→ Stated task
Look below and pull out each line with the word "this".
BEGIN Records to use
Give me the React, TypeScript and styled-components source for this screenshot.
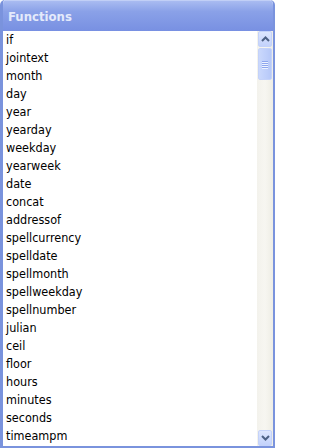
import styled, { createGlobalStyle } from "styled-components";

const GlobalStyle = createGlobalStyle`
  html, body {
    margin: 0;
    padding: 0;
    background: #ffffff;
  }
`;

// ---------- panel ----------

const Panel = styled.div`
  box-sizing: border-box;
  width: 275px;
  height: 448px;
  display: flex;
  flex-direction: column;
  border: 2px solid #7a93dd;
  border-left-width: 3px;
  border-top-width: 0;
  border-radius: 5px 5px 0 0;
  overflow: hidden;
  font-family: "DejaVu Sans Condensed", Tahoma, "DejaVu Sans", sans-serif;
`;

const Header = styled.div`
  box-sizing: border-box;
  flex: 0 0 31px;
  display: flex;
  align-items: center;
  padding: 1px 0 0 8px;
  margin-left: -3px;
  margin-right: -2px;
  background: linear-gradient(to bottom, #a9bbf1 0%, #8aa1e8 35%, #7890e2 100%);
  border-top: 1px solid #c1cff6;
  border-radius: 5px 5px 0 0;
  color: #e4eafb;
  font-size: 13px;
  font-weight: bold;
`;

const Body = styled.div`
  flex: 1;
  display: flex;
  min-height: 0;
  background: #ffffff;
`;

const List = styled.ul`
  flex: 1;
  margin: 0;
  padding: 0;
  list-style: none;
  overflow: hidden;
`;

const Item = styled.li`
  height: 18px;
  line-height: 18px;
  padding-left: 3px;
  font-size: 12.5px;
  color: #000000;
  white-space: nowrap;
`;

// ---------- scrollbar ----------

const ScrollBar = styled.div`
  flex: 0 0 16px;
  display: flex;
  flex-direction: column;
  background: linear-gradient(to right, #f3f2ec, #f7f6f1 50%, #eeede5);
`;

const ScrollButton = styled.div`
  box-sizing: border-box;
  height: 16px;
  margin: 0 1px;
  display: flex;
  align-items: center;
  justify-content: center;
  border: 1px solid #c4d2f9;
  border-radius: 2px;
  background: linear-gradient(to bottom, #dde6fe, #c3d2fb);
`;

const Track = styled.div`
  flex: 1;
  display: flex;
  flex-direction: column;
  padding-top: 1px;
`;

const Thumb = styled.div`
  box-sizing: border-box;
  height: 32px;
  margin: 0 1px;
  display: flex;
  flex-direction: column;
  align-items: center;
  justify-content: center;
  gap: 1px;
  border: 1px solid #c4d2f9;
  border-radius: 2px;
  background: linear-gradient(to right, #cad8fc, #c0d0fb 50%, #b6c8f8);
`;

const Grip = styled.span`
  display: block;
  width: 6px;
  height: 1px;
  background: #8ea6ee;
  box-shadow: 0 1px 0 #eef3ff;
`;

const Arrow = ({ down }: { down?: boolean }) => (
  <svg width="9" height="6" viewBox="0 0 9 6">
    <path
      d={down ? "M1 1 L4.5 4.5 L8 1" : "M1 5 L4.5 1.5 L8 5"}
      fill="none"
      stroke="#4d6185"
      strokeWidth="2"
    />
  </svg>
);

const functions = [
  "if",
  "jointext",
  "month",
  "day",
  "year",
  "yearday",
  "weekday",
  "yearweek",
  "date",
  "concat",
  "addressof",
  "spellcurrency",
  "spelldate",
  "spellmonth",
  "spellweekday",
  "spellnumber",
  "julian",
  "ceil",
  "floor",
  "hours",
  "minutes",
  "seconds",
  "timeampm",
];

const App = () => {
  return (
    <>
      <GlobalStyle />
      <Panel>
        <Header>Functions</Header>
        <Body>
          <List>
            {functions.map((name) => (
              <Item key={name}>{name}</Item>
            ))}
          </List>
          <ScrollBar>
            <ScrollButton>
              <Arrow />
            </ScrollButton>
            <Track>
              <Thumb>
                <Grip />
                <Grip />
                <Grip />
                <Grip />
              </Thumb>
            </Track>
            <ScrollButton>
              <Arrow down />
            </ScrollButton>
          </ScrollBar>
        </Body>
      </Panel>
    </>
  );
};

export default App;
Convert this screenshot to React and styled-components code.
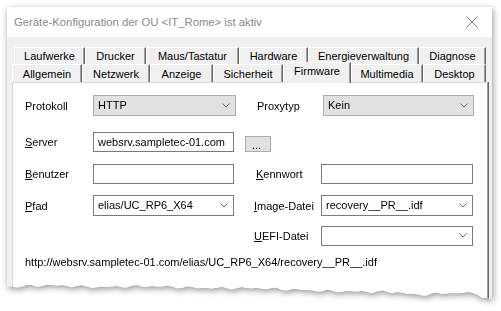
END Records to use
→ Output of the task
Give me the React, TypeScript and styled-components source for this screenshot.
Convert this screenshot to React and styled-components code.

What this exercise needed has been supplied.